If you are ready to scale your team with top tier talent in a U.S. time zone, learn how Mismo can help you build your dedicated nearshore team.
Frequently Asked Questions About Software Outsourcing
What is the main reason companies use software outsourcing?
The primary driver for software outsourcing is often cost reduction. However, other major reasons include gaining access to specialized skills not available locally, increasing operational efficiency, and accelerating time to market.
Is software outsourcing only for large companies?
Not at all. Startups and small to medium sized businesses are some of the biggest beneficiaries of software outsourcing. It allows them to access top engineering talent and scale quickly without the high upfront costs and administrative overhead of hiring a large in house team.
How do I choose between nearshore and offshore outsourcing?

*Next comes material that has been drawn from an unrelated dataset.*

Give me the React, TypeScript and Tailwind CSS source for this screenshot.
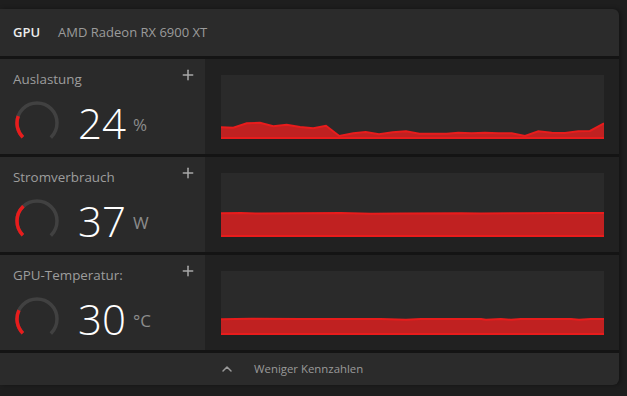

Choose nearshore when your project requires frequent, real time collaboration, as teams will be in a similar time zone. It is also preferred when cultural alignment is important for team integration. Choose offshore when the primary goal is maximizing cost savings and the work can be done more asynchronously.
What is a team extension model?
A team extension model, also known as staff augmentation, is an outsourcing strategy where you hire external IT professionals to fill skill gaps or meet project demands. These developers are technically employed by the outsourcing vendor but work exclusively for you, fully integrated into your teams and processes.
How can I ensure the quality of outsourced work?
Ensure quality by thoroughly vetting your vendor’s technical skills and past work, defining clear requirements and acceptance criteria, implementing a robust QA and testing process, and maintaining open lines of communication for regular feedback and course correction.
What are the most popular countries for software outsourcing?
For offshore software outsourcing, India, the Philippines, and countries in Eastern Europe (like Poland and Ukraine) are very popular. For nearshore software outsourcing for U.S. companies, countries in Latin America, including Mexico, Colombia, and Brazil, are leading destinations.